Telmo Martínez es propietario del Apiario Los Cítricos. En los años ochenta sus padres, antes dedicados a la recolección de café, empezaron a trabajar en apicultura. Entonces tenían una finca en el departamento del Valle del Cauca, al suroccidente de Colombia, pero ahora el grueso de las colmenas del apiario está en Puerto Gaitán, un municipio en los llanos orientales. Telmo habla del desplazamiento al que se han enfrentado los apicultores del Valle del Cauca y el eje cafetero –donde está el Quindío– debido a lo que él denomina agrotóxicos y a situaciones de deforestación y adecuación de tierras para ganadería que han afectado el oficio, por ejemplo, en la región Caribe. “Nosotros nos fuimos a buscar fortuna en los llanos orientales”, cuenta. “Hoy la miel se produce en el Meta o el Vichada, junto a plantaciones forestales de Acacia mangium, porque en Colombia el riesgo de envenenamiento de las abejas es alto y los factores climáticos han hecho que las cosechas de los últimos dos años sean muy difíciles”.

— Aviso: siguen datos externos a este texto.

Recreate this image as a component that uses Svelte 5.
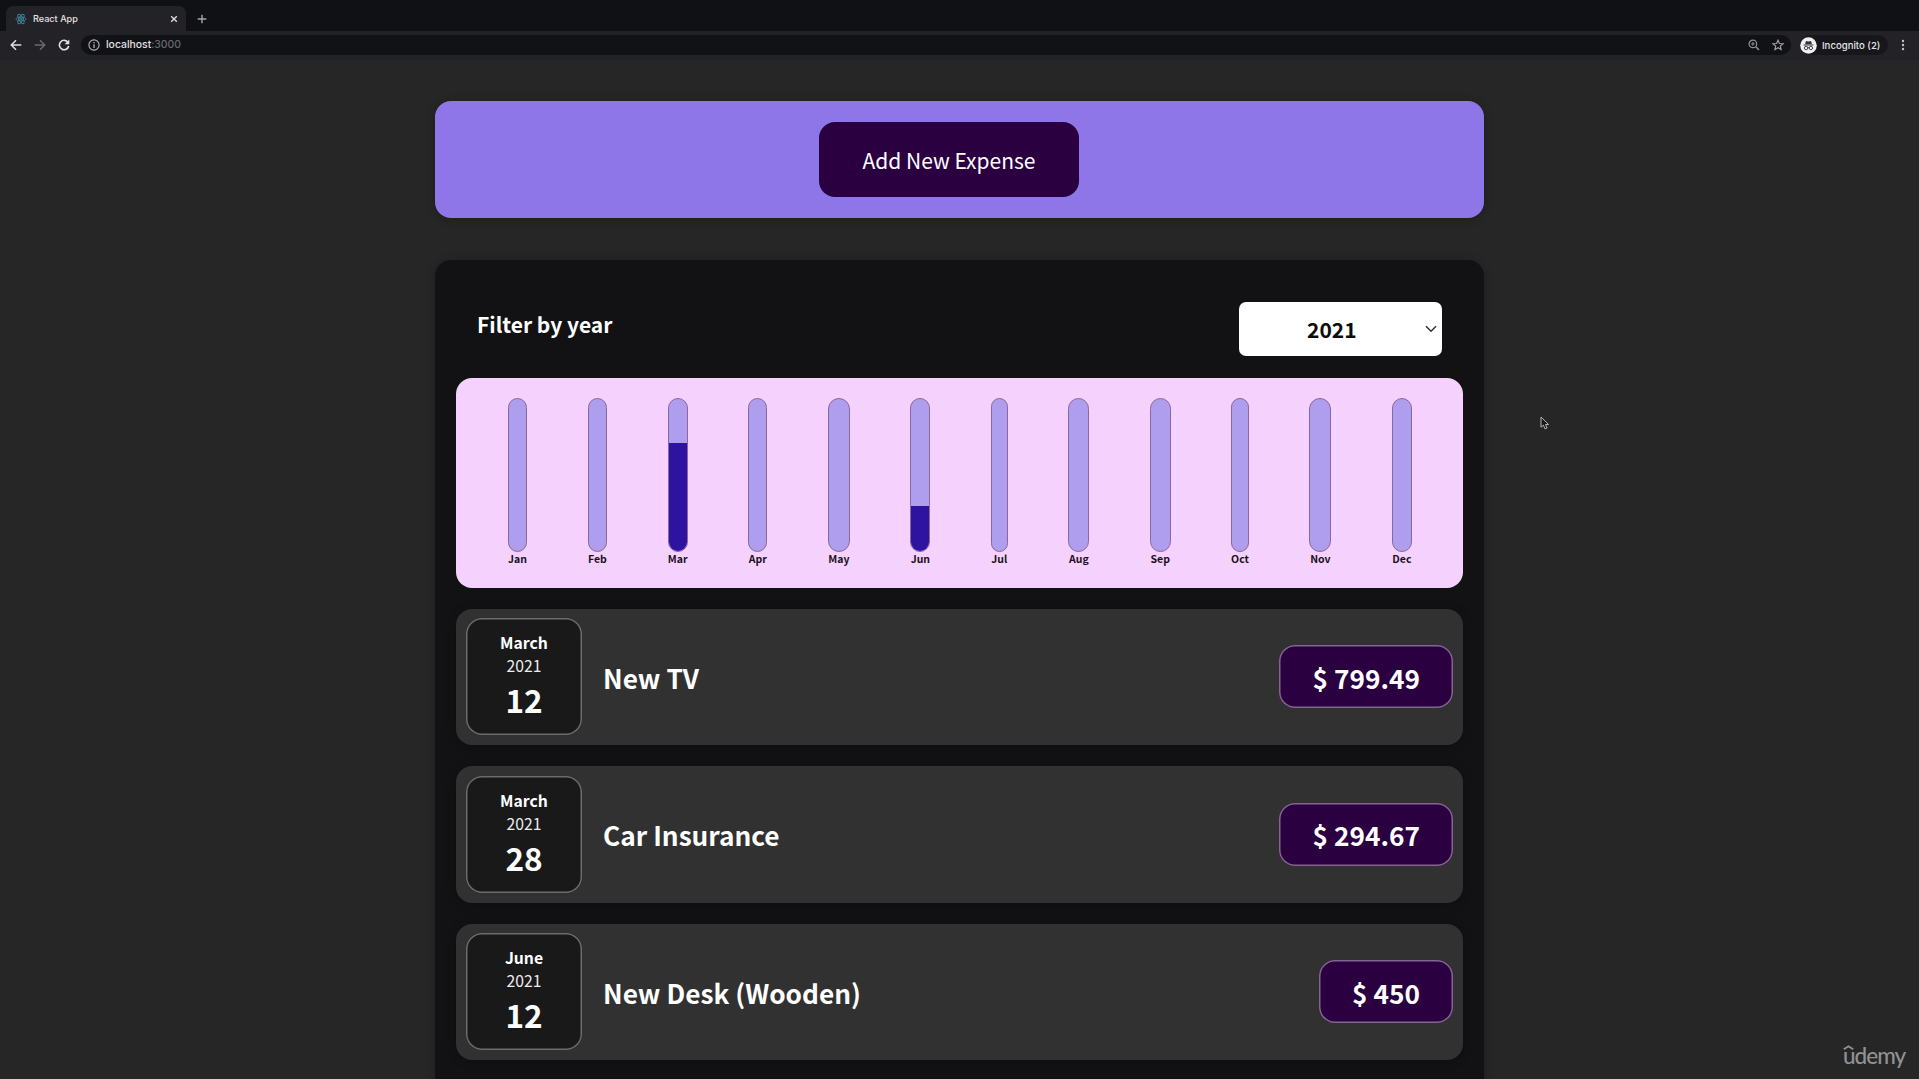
<script>
  const months = [
    { label: 'Jan', width: 19.5, fill: 0 },
    { label: 'Feb', width: 19.5, fill: 0 },
    { label: 'Mar', width: 20.1, fill: 71 },
    { label: 'Apr', width: 19, fill: 0 },
    { label: 'May', width: 22.3, fill: 0 },
    { label: 'Jun', width: 19.8, fill: 29.5 },
    { label: 'Jul', width: 17.2, fill: 0 },
    { label: 'Aug', width: 21, fill: 0 },
    { label: 'Sep', width: 20.7, fill: 0 },
    { label: 'Oct', width: 18, fill: 0 },
    { label: 'Nov', width: 21.7, fill: 0 },
    { label: 'Dec', width: 20.5, fill: 0 }
  ];

  const expenses = [
    { month: 'March', year: 2021, day: 12, title: 'New TV', amount: '799.49' },
    { month: 'March', year: 2021, day: 28, title: 'Car Insurance', amount: '294.67' },
    { month: 'June', year: 2021, day: 12, title: 'New Desk (Wooden)', amount: '450' }
  ];
</script>

<div class="window">
  <header class="chrome">
    <div class="tabs">
      <div class="tab">
        <svg class="logo" viewBox="0 0 12 12" width="12" height="12">
          <g fill="none" stroke="#3b8296" stroke-width="0.9">
            <ellipse cx="6" cy="6" rx="5.2" ry="2" />
            <ellipse cx="6" cy="6" rx="5.2" ry="2" transform="rotate(60 6 6)" />
            <ellipse cx="6" cy="6" rx="5.2" ry="2" transform="rotate(120 6 6)" />
          </g>
          <circle cx="6" cy="6" r="1.1" fill="#3b8296" />
        </svg>
        <span class="tab-title">React App</span>
        <svg class="close" viewBox="0 0 8 8" width="8" height="8">
          <path d="M1.2 1.2 6.8 6.8M6.8 1.2 1.2 6.8" stroke="#dcdcde" stroke-width="1.4" />
        </svg>
      </div>
      <svg class="plus" viewBox="0 0 10 10" width="10" height="10">
        <path d="M5 .7V9.3M.7 5H9.3" stroke="#a5a6a9" stroke-width="1.4" />
      </svg>
    </div>
    <div class="toolbar">
      <svg class="back" viewBox="0 0 12 12" width="12" height="12">
        <path d="M11.3 6H1.5M6 1.3 1.3 6 6 10.7" fill="none" stroke="#e2e2e4" stroke-width="1.5" />
      </svg>
      <svg class="forward" viewBox="0 0 12 12" width="12" height="12">
        <path d="M.7 6H10.5M6 1.3 10.7 6 6 10.7" fill="none" stroke="#6c6c70" stroke-width="1.4" />
      </svg>
      <svg class="reload" viewBox="0 0 12 12" width="12" height="12">
        <path d="M10 3.4A4.7 4.7 0 1 0 10.7 7" fill="none" stroke="#e2e2e4" stroke-width="1.6" />
        <path d="M11.3.6V5.3H6.6Z" fill="#e2e2e4" />
      </svg>
      <div class="address">
        <svg viewBox="0 0 12 12" width="12" height="12">
          <circle cx="6" cy="6" r="5.1" fill="none" stroke="#b4b5b8" stroke-width="1.1" />
          <path d="M6 5.2V9M6 2.9V4.2" stroke="#b4b5b8" stroke-width="1.3" />
        </svg>
        <span class="url">localhost<span class="port">:3000</span></span>
        <svg class="zoom" viewBox="0 0 12 12" width="12" height="12">
          <circle cx="4.9" cy="4.9" r="3.8" fill="none" stroke="#909195" stroke-width="1.2" />
          <path d="M7.8 7.8 11 11" stroke="#909195" stroke-width="1.5" />
          <path d="M3.1 4.9H6.7M4.9 3.1V6.7" stroke="#909195" stroke-width="1" />
        </svg>
        <svg class="star" viewBox="0 0 12 12" width="12" height="12">
          <path d="M6 1.2 7.4 4.5 11 4.8 8.3 7.1 9.1 10.6 6 8.7 2.9 10.6 3.7 7.1 1 4.8 4.6 4.5Z" fill="none" stroke="#a6a7aa" stroke-width="1.1" />
        </svg>
      </div>
      <div class="profile">
        <svg viewBox="0 0 17 17" width="17" height="17">
          <circle cx="8.5" cy="8.5" r="8.3" fill="#f0f0f2" />
          <path d="M6 3.9 8.5 4.4 11 3.9 12 7.3H5Z" fill="#33343a" />
          <path d="M3.6 8H13.4" stroke="#33343a" stroke-width="1" />
          <circle cx="6.1" cy="11" r="1.7" fill="none" stroke="#33343a" stroke-width=".9" />
          <circle cx="10.9" cy="11" r="1.7" fill="none" stroke="#33343a" stroke-width=".9" />
          <path d="M7.7 10.7H9.3" stroke="#33343a" stroke-width=".9" />
        </svg>
        <span>Incognito (2)</span>
      </div>
      <svg class="menu" viewBox="0 0 4 12" width="4" height="12">
        <g fill="#c4c4c7">
          <circle cx="2" cy="2" r="1.2" /><circle cx="2" cy="6" r="1.2" /><circle cx="2" cy="10" r="1.2" />
        </g>
      </svg>
    </div>
  </header>

  <main>
    <section class="new-expense">
      <button type="button">Add New Expense</button>
    </section>

    <section class="expenses">
      <div class="filter">
        <span class="filter-label">Filter by year</span>
        <div class="select">
          <span>2021</span>
          <svg viewBox="0 0 12 8" width="12" height="8">
            <path d="M1 1.3 6 6.2 11 1.3" fill="none" stroke="#333" stroke-width="1.5" />
          </svg>
        </div>
      </div>

      <div class="chart">
        {#each months as m}
          <div class="month" style="width: {m.width}px">
            <div class="bar"><div class="fill" style="height: {m.fill}%"></div></div>
            <span>{m.label}</span>
          </div>
        {/each}
      </div>

      <ul>
        {#each expenses as e}
          <li>
            <div class="date">
              <span class="date-month">{e.month}</span>
              <span class="date-year">{e.year}</span>
              <span class="date-day">{e.day}</span>
            </div>
            <h2>{e.title}</h2>
            <div class="price">$ {e.amount}</div>
          </li>
        {/each}
      </ul>
    </section>
  </main>

  <svg class="cursor" viewBox="0 0 10 14" width="10" height="14">
    <path d="M1 1V11.2L3.4 9.2 5 12.9 7 12 5.5 8.5H8.6Z" fill="#1a1a1a" stroke="#b5b5b5" stroke-width="1" />
  </svg>

  <div class="watermark">
    <svg viewBox="0 0 11 5" width="11" height="5">
      <path d="M.8 4.2 5.5 1.3 10.2 4.2" fill="none" stroke="#929292" stroke-width="1.9" />
    </svg>
    <span>udemy</span>
  </div>
</div>

<style>
  :global(body) {
    margin: 0;
    background: #262626;
  }
  .window {
    position: relative;
    height: 1079px;
    overflow: hidden;
    background: #262626;
    font-family: 'Noto Sans CJK JP', sans-serif;
    color: #fff;
    line-height: 1;
  }
  svg {
    display: block;
    flex: none;
  }

  .chrome {
    font-family: Inter, sans-serif;
    height: 60px;
    background: #232227;
  }
  .tabs {
    display: flex;
    align-items: flex-end;
    height: 31px;
    padding-left: 6px;
    background: #101115;
  }
  .tab {
    display: flex;
    align-items: center;
    box-sizing: border-box;
    width: 180px;
    height: 25px;
    padding: 0 8px 0 9px;
    border-radius: 7px 7px 0 0;
    background: #232227;
  }
  .tab-title {
    margin-left: 6px;
    font-size: 9.1px;
    font-weight: 500;
    color: #e4e4e6;
  }
  .close {
    margin-left: auto;
  }
  .plus {
    margin: 0 0 7px 11px;
  }
  .toolbar {
    display: flex;
    align-items: center;
    height: 28px;
    padding-left: 10px;
  }
  .forward {
    margin-left: 12px;
  }
  .reload {
    margin-left: 12px;
  }
  .address {
    display: flex;
    align-items: center;
    box-sizing: border-box;
    width: 1710px;
    height: 20px;
    margin-left: 11px;
    padding: 0 7px;
    border-radius: 10px;
    background: #111216;
  }
  .url {
    margin-left: 6px;
    padding-top: 1px;
    font-size: 10.4px;
    font-weight: 500;
    color: #e2e2e4;
  }
  .port {
    color: #68696d;
  }
  .zoom {
    margin-left: auto;
  }
  .star {
    margin-left: 12px;
  }
  .profile {
    display: flex;
    align-items: center;
    gap: 5px;
    box-sizing: border-box;
    width: 88px;
    height: 20px;
    margin-left: 9px;
    border-radius: 10px;
    background: #17171b;
    font-size: 9.6px;
    font-weight: 500;
    color: #e4e4e6;
    white-space: nowrap;
  }
  .profile span {
    padding-top: 1px;
  }
  .menu {
    margin-left: 13px;
  }

  main {
    display: flex;
    flex-direction: column;
    gap: 42px;
    width: 1049px;
    margin: 0 auto;
    padding-top: 41px;
  }
  .new-expense {
    display: flex;
    justify-content: center;
    box-sizing: border-box;
    height: 117px;
    padding: 21px 21px 21px 0;
    border-radius: 16px;
    background: #8f76e8;
    box-shadow: 0 1px 10px rgba(0, 0, 0, 0.25);
  }
  button {
    width: 260px;
    height: 75px;
    padding: 1px 0 0;
    border: 0;
    border-radius: 16px;
    background: #2a0041;
    color: #fff;
    font: 400 21px/1 'Noto Sans CJK JP', sans-serif;
    white-space: nowrap;
  }
  .expenses {
    box-sizing: border-box;
    height: 900px;
    padding: 42px 21px 0;
    border-radius: 16px;
    background: #121214;
    box-shadow: 0 1px 10px rgba(0, 0, 0, 0.25);
  }
  .filter {
    display: flex;
    justify-content: space-between;
    padding: 0 21px;
    height: 75.5px;
  }
  .filter-label {
    padding-top: 12px;
    font-size: 21px;
    font-weight: 700;
  }
  .select {
    display: flex;
    align-items: center;
    box-sizing: border-box;
    width: 203px;
    height: 54px;
    padding: 0 5px 0 68px;
    border-radius: 7px;
    background: #fff;
    color: #0c0c0c;
    font-size: 21px;
    font-weight: 700;
  }
  .select svg {
    margin-left: auto;
  }
  .chart {
    display: flex;
    justify-content: space-around;
    box-sizing: border-box;
    height: 210px;
    padding: 20.5px 20.5px 0 21.5px;
    border-radius: 16px;
    background: #f5d2fd;
  }
  .month {
    display: flex;
    flex-direction: column;
    align-items: center;
    color: #1b1020;
    font-size: 10.5px;
    font-weight: 700;
  }
  .month span {
    margin-top: 2px;
  }
  .bar {
    display: flex;
    flex-direction: column;
    justify-content: flex-end;
    box-sizing: border-box;
    width: 100%;
    height: 154px;
    border: 1px solid #87699f;
    border-radius: 12px;
    background: #af9eed;
    overflow: hidden;
  }
  .fill {
    background: #2d13a0;
  }
  ul {
    display: flex;
    flex-direction: column;
    gap: 21px;
    margin: 21px 0 0;
    padding: 0;
    list-style: none;
  }
  li {
    display: flex;
    align-items: center;
    box-sizing: border-box;
    height: 136.5px;
    padding: 0 10px;
    border-radius: 16px;
    background: #313131;
    box-shadow: 0 1px 10px rgba(0, 0, 0, 0.25);
  }
  .date {
    display: flex;
    flex-direction: column;
    align-items: center;
    box-sizing: border-box;
    width: 116px;
    height: 117px;
    padding-top: 17px;
    border-radius: 16px;
    background: #191919;
    box-shadow: inset 0 0 0 1.5px #6c6c6c;
  }
  .date-month {
    font-size: 15.75px;
    font-weight: 700;
  }
  .date-year {
    margin-top: 7px;
    font-size: 15.75px;
    color: #ececec;
  }
  .date-day {
    margin-top: 10.5px;
    font-size: 31.5px;
    font-weight: 700;
  }
  h2 {
    flex: 1;
    margin: 2px 0 0 21px;
    font-size: 26.25px;
    font-weight: 700;
  }
  .price {
    box-sizing: border-box;
    height: 63px;
    padding: 19.5px 33px 0 33.5px;
    border-radius: 16px;
    background: #2a0041;
    box-shadow: inset 0 0 0 1.5px #84658f;
    font-size: 26.25px;
    font-weight: 700;
    white-space: nowrap;
  }

  .cursor {
    position: absolute;
    left: 1540px;
    top: 416px;
  }
  .watermark {
    position: absolute;
    left: 1843px;
    top: 1045px;
    color: #929292;
    font: 500 22.5px/1 Lato, sans-serif;
  }
  .watermark span {
    display: block;
    margin-top: -5px;
    letter-spacing: -1px;
  }
</style>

El pasado noviembre, el Congreso aprobó un proyecto de ley para la protección de las abejas y el fomento de la apicultura al que sólo le resta la firma presidencial. Los apicultores entrevistados celebran en parte la noticia, pero lamentan que el proyecto no incluya medidas lo suficientemente robustas para el control de los productos de uso agropecuario. Telmo, miembro del colectivo Abejas Vivas, insiste: “Si queremos hacer apicultura necesitamos a las abejas vivas. Lo primero es pensar cómo mantenerlas vivas. Nada se puede hacer si tenemos a las abejas muertas”.